Beyond the wonderful food, guests will find the cues of a Belgian beer garden in a vast selection of over 100 beers offered at Belga. From popular brews like pilsners, to white beers, red, brown, golden, and Belgian ales, Saisons, to even innovative beer cocktails, and more, the selection is quite extensive. Little details like serving the beer in the correct glasses is traditional, whether served against the façade of the brick wall of the bar or to people drinking outside on the terrace on a beautiful day.

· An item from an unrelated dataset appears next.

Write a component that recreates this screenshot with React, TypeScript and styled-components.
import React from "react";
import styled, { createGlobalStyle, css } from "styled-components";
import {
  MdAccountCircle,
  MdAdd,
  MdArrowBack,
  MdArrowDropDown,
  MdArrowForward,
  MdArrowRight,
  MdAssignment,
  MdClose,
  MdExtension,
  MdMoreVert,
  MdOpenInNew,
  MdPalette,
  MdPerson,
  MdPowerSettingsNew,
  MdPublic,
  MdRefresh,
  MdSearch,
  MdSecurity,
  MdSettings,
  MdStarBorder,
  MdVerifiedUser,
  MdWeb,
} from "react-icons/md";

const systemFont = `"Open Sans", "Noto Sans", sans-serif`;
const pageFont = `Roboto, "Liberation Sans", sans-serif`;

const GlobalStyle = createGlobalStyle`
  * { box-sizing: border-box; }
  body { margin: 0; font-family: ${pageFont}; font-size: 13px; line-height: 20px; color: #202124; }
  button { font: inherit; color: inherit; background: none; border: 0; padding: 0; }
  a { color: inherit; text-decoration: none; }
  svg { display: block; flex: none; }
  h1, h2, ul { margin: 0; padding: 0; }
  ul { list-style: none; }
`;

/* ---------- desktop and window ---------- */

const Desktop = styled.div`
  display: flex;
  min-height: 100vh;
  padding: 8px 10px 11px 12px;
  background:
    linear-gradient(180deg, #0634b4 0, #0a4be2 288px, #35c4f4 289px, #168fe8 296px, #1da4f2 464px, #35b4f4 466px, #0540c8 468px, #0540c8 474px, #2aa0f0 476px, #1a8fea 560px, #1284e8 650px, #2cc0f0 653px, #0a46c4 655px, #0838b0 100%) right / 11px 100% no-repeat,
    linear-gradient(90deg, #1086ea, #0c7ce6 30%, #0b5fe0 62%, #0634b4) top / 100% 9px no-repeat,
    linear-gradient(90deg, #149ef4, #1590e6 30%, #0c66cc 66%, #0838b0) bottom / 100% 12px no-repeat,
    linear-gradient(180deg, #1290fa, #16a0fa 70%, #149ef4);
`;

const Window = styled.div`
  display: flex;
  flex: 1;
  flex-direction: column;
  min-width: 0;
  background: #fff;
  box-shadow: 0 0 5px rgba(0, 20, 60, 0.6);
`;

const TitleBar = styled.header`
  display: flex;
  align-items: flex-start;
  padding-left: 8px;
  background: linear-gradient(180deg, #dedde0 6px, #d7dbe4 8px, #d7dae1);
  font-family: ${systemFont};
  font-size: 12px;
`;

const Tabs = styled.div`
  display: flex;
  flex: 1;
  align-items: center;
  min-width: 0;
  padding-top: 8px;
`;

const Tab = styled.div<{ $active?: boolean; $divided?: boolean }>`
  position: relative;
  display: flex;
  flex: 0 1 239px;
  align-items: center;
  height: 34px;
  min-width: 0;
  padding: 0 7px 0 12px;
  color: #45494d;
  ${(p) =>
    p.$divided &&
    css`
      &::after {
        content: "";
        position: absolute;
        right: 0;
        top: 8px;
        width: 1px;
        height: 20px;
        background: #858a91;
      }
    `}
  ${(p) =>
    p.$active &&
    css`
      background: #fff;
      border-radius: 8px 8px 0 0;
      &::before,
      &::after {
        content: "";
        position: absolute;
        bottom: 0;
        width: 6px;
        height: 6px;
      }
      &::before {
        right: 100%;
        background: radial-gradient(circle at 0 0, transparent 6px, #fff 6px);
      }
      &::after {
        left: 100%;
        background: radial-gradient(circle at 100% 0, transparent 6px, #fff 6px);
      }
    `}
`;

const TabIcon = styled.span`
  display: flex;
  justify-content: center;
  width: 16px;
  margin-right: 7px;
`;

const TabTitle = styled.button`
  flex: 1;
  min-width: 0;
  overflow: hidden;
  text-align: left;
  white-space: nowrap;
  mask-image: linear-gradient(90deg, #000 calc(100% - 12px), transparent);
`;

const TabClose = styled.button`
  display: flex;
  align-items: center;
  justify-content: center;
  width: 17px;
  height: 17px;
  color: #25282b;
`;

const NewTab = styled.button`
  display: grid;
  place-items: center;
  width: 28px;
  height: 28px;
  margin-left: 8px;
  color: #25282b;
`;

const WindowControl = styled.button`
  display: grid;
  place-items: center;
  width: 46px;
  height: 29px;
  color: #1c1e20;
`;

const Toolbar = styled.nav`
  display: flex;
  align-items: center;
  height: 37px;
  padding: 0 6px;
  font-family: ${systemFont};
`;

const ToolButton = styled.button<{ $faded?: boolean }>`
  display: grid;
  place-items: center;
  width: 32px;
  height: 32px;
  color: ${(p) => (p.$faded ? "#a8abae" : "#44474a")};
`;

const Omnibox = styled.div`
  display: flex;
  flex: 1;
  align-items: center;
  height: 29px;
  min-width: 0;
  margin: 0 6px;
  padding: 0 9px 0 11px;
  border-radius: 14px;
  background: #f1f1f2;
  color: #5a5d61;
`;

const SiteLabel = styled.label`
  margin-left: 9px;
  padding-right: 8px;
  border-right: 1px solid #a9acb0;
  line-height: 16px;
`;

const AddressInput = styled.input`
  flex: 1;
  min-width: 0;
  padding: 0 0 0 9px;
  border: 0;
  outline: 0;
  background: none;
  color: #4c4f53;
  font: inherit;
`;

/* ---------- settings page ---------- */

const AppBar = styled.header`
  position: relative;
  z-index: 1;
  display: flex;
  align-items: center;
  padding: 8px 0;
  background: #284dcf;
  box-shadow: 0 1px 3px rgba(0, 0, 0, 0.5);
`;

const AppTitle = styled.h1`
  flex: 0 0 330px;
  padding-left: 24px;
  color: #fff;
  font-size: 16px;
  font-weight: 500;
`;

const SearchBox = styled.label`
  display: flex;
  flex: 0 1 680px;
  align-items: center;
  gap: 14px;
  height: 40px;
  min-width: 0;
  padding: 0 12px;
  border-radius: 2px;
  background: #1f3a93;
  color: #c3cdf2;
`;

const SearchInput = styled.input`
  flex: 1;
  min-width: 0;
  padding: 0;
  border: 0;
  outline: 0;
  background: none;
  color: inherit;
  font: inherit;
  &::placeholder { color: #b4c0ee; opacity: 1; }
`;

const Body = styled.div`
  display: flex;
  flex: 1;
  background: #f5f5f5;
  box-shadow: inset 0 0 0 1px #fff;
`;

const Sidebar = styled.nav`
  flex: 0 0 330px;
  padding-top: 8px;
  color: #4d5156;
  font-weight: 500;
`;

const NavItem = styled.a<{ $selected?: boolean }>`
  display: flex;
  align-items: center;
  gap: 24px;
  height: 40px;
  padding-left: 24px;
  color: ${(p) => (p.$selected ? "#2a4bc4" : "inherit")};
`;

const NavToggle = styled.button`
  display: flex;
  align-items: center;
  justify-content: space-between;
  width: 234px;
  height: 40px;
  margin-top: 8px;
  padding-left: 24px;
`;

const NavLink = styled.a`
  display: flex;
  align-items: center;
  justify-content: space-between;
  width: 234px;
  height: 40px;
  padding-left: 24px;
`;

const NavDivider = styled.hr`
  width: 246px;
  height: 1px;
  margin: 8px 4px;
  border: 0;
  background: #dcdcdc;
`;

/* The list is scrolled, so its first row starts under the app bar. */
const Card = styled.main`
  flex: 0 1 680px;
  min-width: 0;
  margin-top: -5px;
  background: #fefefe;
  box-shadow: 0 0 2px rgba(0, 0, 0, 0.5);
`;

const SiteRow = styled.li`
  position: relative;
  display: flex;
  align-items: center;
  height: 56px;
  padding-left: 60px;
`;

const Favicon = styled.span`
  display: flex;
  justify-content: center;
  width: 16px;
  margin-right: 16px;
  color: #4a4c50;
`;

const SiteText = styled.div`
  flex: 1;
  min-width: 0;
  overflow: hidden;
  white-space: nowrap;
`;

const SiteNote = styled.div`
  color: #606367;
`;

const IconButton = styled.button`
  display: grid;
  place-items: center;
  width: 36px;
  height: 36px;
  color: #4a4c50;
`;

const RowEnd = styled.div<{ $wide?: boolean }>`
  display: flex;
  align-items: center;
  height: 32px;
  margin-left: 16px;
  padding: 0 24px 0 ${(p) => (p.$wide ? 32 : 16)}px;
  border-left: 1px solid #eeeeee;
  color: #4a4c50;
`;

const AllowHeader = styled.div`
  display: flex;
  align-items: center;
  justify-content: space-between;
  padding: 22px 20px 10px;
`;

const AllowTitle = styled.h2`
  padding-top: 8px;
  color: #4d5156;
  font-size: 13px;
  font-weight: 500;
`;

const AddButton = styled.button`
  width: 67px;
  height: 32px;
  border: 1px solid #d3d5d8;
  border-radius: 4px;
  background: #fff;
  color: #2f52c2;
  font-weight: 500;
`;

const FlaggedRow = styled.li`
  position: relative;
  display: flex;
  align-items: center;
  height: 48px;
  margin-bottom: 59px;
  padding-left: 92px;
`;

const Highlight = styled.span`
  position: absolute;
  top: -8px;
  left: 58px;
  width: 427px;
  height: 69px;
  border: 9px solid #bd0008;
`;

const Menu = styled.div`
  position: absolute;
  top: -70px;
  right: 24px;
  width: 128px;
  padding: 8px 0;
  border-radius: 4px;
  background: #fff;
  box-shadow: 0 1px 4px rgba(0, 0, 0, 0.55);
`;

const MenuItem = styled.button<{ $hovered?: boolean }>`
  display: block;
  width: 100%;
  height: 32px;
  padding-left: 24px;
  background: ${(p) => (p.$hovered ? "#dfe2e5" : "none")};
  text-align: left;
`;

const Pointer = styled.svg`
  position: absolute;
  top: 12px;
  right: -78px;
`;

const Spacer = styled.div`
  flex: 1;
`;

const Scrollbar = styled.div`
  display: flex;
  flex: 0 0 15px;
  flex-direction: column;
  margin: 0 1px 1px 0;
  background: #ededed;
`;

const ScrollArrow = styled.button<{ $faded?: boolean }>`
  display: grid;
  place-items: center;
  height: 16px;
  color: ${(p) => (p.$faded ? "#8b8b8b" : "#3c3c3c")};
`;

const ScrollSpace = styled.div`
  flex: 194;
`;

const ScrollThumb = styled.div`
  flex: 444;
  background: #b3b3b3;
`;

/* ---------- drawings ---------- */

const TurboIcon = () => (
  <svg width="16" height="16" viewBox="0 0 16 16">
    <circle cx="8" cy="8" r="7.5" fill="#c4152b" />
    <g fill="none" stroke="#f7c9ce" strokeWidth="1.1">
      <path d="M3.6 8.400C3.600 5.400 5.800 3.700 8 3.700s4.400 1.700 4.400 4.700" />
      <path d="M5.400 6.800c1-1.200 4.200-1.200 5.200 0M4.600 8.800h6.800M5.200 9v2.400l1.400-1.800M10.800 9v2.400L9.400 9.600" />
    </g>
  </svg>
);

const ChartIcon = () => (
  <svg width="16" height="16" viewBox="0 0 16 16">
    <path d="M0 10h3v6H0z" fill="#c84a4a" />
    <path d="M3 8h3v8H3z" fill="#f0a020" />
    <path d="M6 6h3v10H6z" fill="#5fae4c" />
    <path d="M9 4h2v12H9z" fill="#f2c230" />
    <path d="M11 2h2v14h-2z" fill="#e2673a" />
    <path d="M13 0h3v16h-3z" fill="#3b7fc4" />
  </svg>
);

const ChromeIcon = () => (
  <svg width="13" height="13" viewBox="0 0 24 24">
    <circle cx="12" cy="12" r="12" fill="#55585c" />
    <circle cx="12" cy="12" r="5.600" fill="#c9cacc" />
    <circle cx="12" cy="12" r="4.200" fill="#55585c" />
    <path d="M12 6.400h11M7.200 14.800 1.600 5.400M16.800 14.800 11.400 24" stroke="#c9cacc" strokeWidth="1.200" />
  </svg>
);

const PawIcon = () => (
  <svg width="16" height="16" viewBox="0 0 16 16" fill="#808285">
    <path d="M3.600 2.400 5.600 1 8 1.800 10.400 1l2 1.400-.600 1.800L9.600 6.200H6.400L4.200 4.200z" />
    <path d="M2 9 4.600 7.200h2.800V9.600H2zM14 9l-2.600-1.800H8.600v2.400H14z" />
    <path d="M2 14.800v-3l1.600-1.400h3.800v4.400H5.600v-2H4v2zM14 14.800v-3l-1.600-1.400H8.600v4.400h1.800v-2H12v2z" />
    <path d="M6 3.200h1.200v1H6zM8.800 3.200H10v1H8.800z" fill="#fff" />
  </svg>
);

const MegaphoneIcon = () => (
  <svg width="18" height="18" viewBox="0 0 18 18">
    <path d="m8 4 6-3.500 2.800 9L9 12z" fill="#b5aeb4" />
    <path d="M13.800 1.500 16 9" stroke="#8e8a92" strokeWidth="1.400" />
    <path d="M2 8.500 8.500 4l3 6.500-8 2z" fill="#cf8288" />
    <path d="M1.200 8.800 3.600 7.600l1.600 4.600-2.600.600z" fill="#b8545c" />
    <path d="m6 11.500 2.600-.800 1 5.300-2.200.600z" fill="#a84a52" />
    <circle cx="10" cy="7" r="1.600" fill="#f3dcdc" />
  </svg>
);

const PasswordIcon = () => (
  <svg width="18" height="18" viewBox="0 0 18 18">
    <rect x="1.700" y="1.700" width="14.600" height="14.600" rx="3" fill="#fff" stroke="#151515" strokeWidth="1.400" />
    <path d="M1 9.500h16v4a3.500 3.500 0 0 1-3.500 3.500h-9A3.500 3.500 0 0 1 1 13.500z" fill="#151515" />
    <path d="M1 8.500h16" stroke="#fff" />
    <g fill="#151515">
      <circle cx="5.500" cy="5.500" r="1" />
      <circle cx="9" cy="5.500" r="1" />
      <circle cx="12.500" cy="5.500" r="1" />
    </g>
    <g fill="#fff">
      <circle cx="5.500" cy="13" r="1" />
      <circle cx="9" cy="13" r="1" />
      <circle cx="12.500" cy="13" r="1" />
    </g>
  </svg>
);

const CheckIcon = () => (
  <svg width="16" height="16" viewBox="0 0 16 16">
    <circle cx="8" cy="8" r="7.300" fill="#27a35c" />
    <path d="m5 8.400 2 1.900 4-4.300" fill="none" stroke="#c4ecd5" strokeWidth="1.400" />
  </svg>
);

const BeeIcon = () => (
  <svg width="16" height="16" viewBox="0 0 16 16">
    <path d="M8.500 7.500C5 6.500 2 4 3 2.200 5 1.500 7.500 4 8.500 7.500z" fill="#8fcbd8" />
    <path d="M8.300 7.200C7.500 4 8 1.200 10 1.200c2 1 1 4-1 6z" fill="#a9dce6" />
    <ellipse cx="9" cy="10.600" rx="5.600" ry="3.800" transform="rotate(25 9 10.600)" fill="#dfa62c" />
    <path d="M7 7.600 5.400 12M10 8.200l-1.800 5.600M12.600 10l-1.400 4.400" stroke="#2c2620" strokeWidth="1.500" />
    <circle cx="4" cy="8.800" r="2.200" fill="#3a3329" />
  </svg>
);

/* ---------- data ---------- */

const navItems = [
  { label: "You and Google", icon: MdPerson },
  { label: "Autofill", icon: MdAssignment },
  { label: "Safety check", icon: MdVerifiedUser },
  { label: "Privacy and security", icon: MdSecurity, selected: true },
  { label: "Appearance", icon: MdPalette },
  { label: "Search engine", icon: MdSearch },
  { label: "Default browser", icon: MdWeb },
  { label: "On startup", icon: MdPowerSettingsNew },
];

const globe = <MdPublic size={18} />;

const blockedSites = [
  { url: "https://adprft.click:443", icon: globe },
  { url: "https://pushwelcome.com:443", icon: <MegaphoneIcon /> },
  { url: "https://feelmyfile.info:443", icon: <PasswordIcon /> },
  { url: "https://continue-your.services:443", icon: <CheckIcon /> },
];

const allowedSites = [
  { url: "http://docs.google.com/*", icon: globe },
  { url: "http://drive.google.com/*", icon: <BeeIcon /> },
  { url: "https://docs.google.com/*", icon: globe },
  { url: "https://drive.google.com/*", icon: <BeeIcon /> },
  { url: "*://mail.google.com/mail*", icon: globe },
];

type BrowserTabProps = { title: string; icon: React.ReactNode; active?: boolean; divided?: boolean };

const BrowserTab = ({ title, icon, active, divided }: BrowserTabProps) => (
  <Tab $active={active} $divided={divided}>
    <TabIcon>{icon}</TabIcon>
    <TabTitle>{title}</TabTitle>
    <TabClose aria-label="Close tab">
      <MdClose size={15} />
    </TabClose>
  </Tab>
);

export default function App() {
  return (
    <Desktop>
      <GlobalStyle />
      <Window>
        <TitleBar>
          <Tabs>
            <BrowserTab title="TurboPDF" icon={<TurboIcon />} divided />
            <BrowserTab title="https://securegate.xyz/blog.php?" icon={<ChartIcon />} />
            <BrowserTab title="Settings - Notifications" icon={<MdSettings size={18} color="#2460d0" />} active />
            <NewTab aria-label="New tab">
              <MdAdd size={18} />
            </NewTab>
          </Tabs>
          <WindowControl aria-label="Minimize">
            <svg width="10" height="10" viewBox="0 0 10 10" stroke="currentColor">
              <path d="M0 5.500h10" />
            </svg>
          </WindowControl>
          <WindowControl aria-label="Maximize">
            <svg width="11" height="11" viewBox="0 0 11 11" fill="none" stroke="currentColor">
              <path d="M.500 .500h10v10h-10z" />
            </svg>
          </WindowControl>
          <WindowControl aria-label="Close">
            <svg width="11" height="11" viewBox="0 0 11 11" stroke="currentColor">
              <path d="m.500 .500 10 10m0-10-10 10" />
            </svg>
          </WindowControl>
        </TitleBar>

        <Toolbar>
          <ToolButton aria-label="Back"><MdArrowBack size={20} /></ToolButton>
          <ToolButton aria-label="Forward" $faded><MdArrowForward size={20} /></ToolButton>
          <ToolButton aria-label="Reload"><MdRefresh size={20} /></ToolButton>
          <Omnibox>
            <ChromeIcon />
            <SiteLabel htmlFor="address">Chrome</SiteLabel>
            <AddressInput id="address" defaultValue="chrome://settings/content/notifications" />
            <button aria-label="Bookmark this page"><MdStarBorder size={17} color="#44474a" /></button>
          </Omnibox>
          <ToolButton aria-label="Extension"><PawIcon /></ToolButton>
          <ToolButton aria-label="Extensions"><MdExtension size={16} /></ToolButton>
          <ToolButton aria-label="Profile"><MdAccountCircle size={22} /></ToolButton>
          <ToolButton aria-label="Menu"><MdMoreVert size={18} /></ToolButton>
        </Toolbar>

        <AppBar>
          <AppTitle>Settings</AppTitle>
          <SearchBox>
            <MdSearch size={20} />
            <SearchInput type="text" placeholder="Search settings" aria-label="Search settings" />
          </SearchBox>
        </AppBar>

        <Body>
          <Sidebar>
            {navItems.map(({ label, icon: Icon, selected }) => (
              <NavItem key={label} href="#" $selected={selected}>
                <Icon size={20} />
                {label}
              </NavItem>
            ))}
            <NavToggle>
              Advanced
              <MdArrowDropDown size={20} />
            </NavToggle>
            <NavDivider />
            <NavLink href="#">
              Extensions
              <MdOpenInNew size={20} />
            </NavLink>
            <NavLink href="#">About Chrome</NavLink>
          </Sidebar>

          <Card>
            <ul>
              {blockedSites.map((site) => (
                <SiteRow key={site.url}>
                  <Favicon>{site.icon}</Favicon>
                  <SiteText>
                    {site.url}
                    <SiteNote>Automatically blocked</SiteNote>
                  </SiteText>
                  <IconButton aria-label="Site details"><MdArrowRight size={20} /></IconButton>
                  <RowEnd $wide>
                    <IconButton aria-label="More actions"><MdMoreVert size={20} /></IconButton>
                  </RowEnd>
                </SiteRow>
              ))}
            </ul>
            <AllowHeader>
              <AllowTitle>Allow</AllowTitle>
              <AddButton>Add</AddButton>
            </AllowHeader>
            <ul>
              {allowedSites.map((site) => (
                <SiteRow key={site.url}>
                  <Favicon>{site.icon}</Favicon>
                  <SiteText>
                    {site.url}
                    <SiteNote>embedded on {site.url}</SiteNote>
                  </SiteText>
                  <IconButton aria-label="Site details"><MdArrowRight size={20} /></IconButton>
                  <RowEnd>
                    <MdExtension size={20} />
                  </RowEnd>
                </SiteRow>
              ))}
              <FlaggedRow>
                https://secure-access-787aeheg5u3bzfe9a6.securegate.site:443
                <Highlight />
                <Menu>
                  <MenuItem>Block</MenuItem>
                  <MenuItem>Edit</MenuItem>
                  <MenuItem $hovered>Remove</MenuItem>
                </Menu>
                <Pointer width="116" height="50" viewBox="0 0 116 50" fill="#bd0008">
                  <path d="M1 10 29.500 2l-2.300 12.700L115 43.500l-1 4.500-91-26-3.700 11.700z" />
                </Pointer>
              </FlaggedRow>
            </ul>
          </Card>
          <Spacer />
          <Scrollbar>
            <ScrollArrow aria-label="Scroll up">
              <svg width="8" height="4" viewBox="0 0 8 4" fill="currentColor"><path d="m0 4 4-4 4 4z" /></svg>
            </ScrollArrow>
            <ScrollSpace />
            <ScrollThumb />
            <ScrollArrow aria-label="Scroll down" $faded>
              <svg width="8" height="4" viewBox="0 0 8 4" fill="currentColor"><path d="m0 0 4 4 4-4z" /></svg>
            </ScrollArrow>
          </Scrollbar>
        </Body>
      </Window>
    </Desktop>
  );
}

There’s a beautiful patio outside Belga that beacons to the famed sidewalk cafes in Brussels. “When we opened, it wasn’t common to have sidewalk seating and it’s something I’m very proud of. I wanted to have a sidewalk café because that’s Belgium, that’s Brussels. At the restaurant, you can just sit and watch the world pass by,” chef shared.
Sensory cues like steaming Belgian music, an open kitchen with the light but warm and inviting scent of steamed mussels and fries welcome you in for a warm meal. You’ll see on the walls subtle homage to Belgium from simple décor like the colors or the letter ‘B’ on the wall, to interesting features like the crown molding around a central chandelier that came from an old Belgian castle. A saxophone sits behind the bar because it was a Belgian who invented it.
Whether inside or outside, the café is collectively and proudly Belgian. Simply by walking by it you’ll be invited in because there’s a simmering pot of tradition and warmth waiting for you. Like a friend waiting at a sidewalk café in Brussels for you to pull up a chair and sit with them for a while, Belga Café represents everything there is to love about Belgium.
Patrons to Belga Café can come for lunch, dinner, as well as brunch on weekends. The restaurant also offers daily two course prix-fixe lunch specials, a Tuesday Mussels special which includes crunchy fries for just $16.95, as well as half-priced happy hour on cocktails wines, draft beers, and small plates on weekdays from 2:30pm to 6:30pm and Sunday’s from 4:00pm to close.